**Goal:** Transcribe the lines below verbatim, skipping the images.
══ Data segment ══
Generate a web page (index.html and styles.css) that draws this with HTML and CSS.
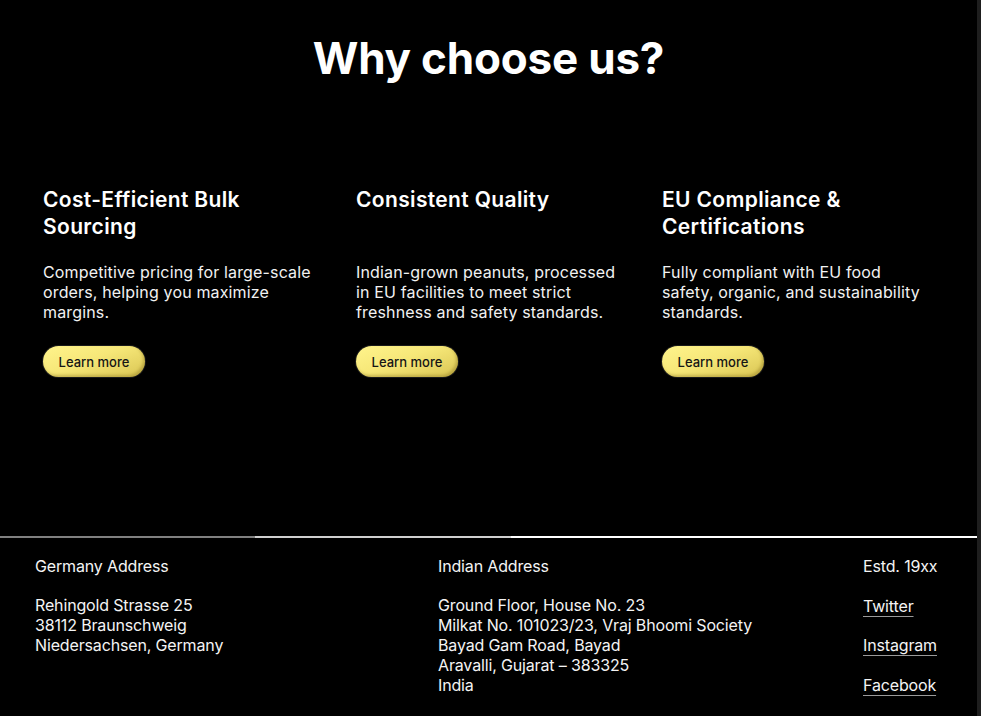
FILE: index.html
```html
<!DOCTYPE html>
<html lang="en">
<head>
<meta charset="utf-8">
<title>Why choose us?</title>
<link rel="stylesheet" href="styles.css">
</head>
<body>
<div class="page">
  <section class="why">
    <h1 class="why-title">Why choose us?</h1>
    <div class="features">
      <div class="feature">
        <h2 class="feature-title">Cost-Efficient Bulk Sourcing</h2>
        <p class="feature-text">Competitive pricing for large-scale orders, helping you maximize margins.</p>
        <a class="btn" href="#">Learn more</a>
      </div>
      <div class="feature">
        <h2 class="feature-title">Consistent Quality</h2>
        <p class="feature-text">Indian-grown peanuts, processed in EU facilities to meet strict freshness and safety standards.</p>
        <a class="btn" href="#">Learn more</a>
      </div>
      <div class="feature">
        <h2 class="feature-title">EU Compliance &amp; Certifications</h2>
        <p class="feature-text">Fully compliant with EU food safety, organic, and sustainability standards.</p>
        <a class="btn" href="#">Learn more</a>
      </div>
    </div>
  </section>
  <div class="divider"></div>
  <footer class="footer">
    <div class="fcol fcol-de">
      <div class="fhead">Germany Address</div>
      <div class="faddr">Rehingold Strasse 25<br>38112 Braunschweig<br>Niedersachsen, Germany</div>
    </div>
    <div class="fcol fcol-in">
      <div class="fhead">Indian Address</div>
      <div class="faddr">Ground Floor, House No. 23<br>Milkat No. 101023/23, Vraj Bhoomi Society<br>Bayad Gam Road, Bayad<br>Aravalli, Gujarat – 383325<br>India</div>
    </div>
    <div class="fcol fcol-links">
      <div class="fhead">Estd. 19xx</div>
      <a class="flink" href="#">Twitter</a>
      <a class="flink" href="#">Instagram</a>
      <a class="flink" href="#">Facebook</a>
    </div>
  </footer>
</div>
</body>
</html>
```
FILE: styles.css
```css
html {
  background: #1e1e1e;
}
body {
  margin: 0;
  width: 977px;
  min-height: 716px;
  background: #000;
  color: #fff;
  font-family: Inter, "Noto Sans", sans-serif;
}
.page {
  display: flex;
  flex-direction: column;
}
.why {
  height: 536px;
  padding-top: 31px;
  box-sizing: border-box;
}
.why-title {
  margin: 0;
  text-align: center;
  font-size: 44px;
  line-height: 54px;
  font-weight: 700;
  letter-spacing: -0.2px;
}
.features {
  display: grid;
  grid-template-columns: 313px 306px 1fr;
  padding-left: 43px;
  margin-top: 101px;
}
.feature {
  display: flex;
  flex-direction: column;
  align-items: flex-start;
}
.feature-title {
  margin: 0;
  font-size: 21px;
  line-height: 27px;
  font-weight: 600;
  letter-spacing: 0.35px;
  min-height: 54px;
  max-width: 250px;
}
.feature-text {
  margin: 22px 0 0;
  font-size: 16px;
  line-height: 20px;
  font-weight: 400;
  letter-spacing: 0.15px;
  color: #f2f2f2;
  max-width: 270px;
}
.btn {
  margin-top: 24px;
  width: 102px;
  height: 31px;
  box-sizing: border-box;
  border-radius: 16px;
  display: flex;
  align-items: center;
  justify-content: center;
  font-size: 13px;
  font-weight: 500;
  color: #151515;
  text-decoration: none;
  background: linear-gradient(160deg, #fff48c 0%, #f6e778 45%, #d9c553 100%);
  box-shadow: inset -2px -2px 3px rgba(120, 100, 20, 0.35), 0 0 0 1px #1a1a1a;
}
.divider {
  height: 2px;
  background: linear-gradient(90deg, #808080 0, #808080 255px, #cfcfcf 255px, #cfcfcf 511px, #fff 511px);
}
.footer {
  display: grid;
  grid-template-columns: 403px 425px 1fr;
  padding: 18px 0 0 35px;
  font-size: 16px;
  line-height: 20px;
  letter-spacing: -0.15px;
  color: #f4f4f4;
}
.fhead {
  margin-bottom: 19px;
}
.fcol-links {
  display: flex;
  flex-direction: column;
  gap: 19.5px;
}
.fcol-links .fhead {
  margin-bottom: 0;
}
.flink {
  color: #f4f4f4;
  text-decoration: underline;
  text-decoration-color: #9a9a9a;
  text-underline-offset: 4px;
}
```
═══
**Task result:**
Generate a web page (index.html and styles.css) that draws this with HTML and CSS.
FILE: index.html
```html
<!DOCTYPE html>
<html lang="en">
<head>
<meta charset="utf-8">
<title>Why choose us?</title>
<link rel="stylesheet" href="styles.css">
</head>
<body>
<div class="page">
  <section class="why">
    <h1 class="why-title">Why choose us?</h1>
    <div class="features">
      <div class="feature">
        <h2 class="feature-title">Cost-Efficient Bulk Sourcing</h2>
        <p class="feature-text">Competitive pricing for large-scale orders, helping you maximize margins.</p>
        <a class="btn" href="#">Learn more</a>
      </div>
      <div class="feature">
        <h2 class="feature-title">Consistent Quality</h2>
        <p class="feature-text">Indian-grown peanuts, processed in EU facilities to meet strict freshness and safety standards.</p>
        <a class="btn" href="#">Learn more</a>
      </div>
      <div class="feature">
        <h2 class="feature-title">EU Compliance &amp; Certifications</h2>
        <p class="feature-text">Fully compliant with EU food safety, organic, and sustainability standards.</p>
        <a class="btn" href="#">Learn more</a>
      </div>
    </div>
  </section>
  <div class="divider"></div>
  <footer class="footer">
    <div class="fcol fcol-de">
      <div class="fhead">Germany Address</div>
      <div class="faddr">Rehingold Strasse 25<br>38112 Braunschweig<br>Niedersachsen, Germany</div>
    </div>
    <div class="fcol fcol-in">
      <div class="fhead">Indian Address</div>
      <div class="faddr">Ground Floor, House No. 23<br>Milkat No. 101023/23, Vraj Bhoomi Society<br>Bayad Gam Road, Bayad<br>Aravalli, Gujarat – 383325<br>India</div>
    </div>
    <div class="fcol fcol-links">
      <div class="fhead">Estd. 19xx</div>
      <a class="flink" href="#">Twitter</a>
      <a class="flink" href="#">Instagram</a>
      <a class="flink" href="#">Facebook</a>
    </div>
  </footer>
</div>
</body>
</html>
```
FILE: styles.css
```css
html {
  background: #1e1e1e;
}
body {
  margin: 0;
  width: 977px;
  min-height: 716px;
  background: #000;
  color: #fff;
  font-family: Inter, "Noto Sans", sans-serif;
}
.page {
  display: flex;
  flex-direction: column;
}
.why {
  height: 536px;
  padding-top: 31px;
  box-sizing: border-box;
}
.why-title {
  margin: 0;
  text-align: center;
  font-size: 44px;
  line-height: 54px;
  font-weight: 700;
  letter-spacing: -0.2px;
}
.features {
  display: grid;
  grid-template-columns: 313px 306px 1fr;
  padding-left: 43px;
  margin-top: 101px;
}
.feature {
  display: flex;
  flex-direction: column;
  align-items: flex-start;
}
.feature-title {
  margin: 0;
  font-size: 21px;
  line-height: 27px;
  font-weight: 600;
  letter-spacing: 0.35px;
  min-height: 54px;
  max-width: 250px;
}
.feature-text {
  margin: 22px 0 0;
  font-size: 16px;
  line-height: 20px;
  font-weight: 400;
  letter-spacing: 0.15px;
  color: #f2f2f2;
  max-width: 270px;
}
.btn {
  margin-top: 24px;
  width: 102px;
  height: 31px;
  box-sizing: border-box;
  border-radius: 16px;
  display: flex;
  align-items: center;
  justify-content: center;
  font-size: 13px;
  font-weight: 500;
  color: #151515;
  text-decoration: none;
  background: linear-gradient(160deg, #fff48c 0%, #f6e778 45%, #d9c553 100%);
  box-shadow: inset -2px -2px 3px rgba(120, 100, 20, 0.35), 0 0 0 1px #1a1a1a;
}
.divider {
  height: 2px;
  background: linear-gradient(90deg, #808080 0, #808080 255px, #cfcfcf 255px, #cfcfcf 511px, #fff 511px);
}
.footer {
  display: grid;
  grid-template-columns: 403px 425px 1fr;
  padding: 18px 0 0 35px;
  font-size: 16px;
  line-height: 20px;
  letter-spacing: -0.15px;
  color: #f4f4f4;
}
.fhead {
  margin-bottom: 19px;
}
.fcol-links {
  display: flex;
  flex-direction: column;
  gap: 19.5px;
}
.fcol-links .fhead {
  margin-bottom: 0;
}
.flink {
  color: #f4f4f4;
  text-decoration: underline;
  text-decoration-color: #9a9a9a;
  text-underline-offset: 4px;
}
```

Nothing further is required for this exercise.